State of play: Boston's 11th annual Citizenship Day event at the Reggie Lewis Track and Athletic Center will go private this year, with only listed participants allowed to enter the building.
Project Citizenship and other vendors will return to help eligible immigrants submit citizenship applications.
They will also have resources about how to enroll in classes to learn English or prepare for the citizenship exam.
Other vendors include St.

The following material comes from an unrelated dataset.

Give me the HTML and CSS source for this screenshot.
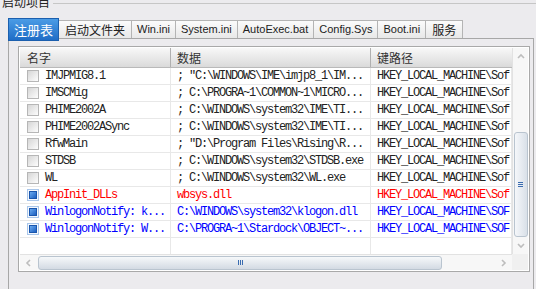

Mark's School, English for New Bostonians and the Immigrant Family Services Institute, per Nguyen's office.
What they're saying: "What's beautiful about it is they put everything into one day to make it easy for people to file, get their paperwork together," Nguyen tells Axios.
"It gets a really hard step over in one day."
The big picture: This year's events come as the Trump administration has questioned East Boston business owners, detained international students and hauled off undocumented immigrants without criminal records alongside alleged gang members.
By the numbers: Nearly 24,000 people became citizens in Massachusetts in fiscal 2024, the most recent USCIS data available.
The city estimates that some 220,000 lawful permanent residents in Massachusetts were eligible to become U.S. citizens but didn't do so as of January 2023.
Nguyen estimates some 300 Boston-area residents will attend Saturday's festivities.
Many immigrants across the U.S. spend decades in the country without applying for citizenship.
Some fear they would lose pensions and benefits by renouncing their original citizenship, a process involved with some countries that don't recognize dual citizenship.
Others say they don't feel confident in passing an English-language citizenship exam.
Project Citizenship's team helps residents determine if their home countries' policies have changed or if they could pass the test through English classes or a waiver to take an exam in their home language, Nguyen says.
Yes, but: The biggest hurdle this year may be the chilling effect throughout immigrant communities as the Trump administration orders a ramp-up in deportations.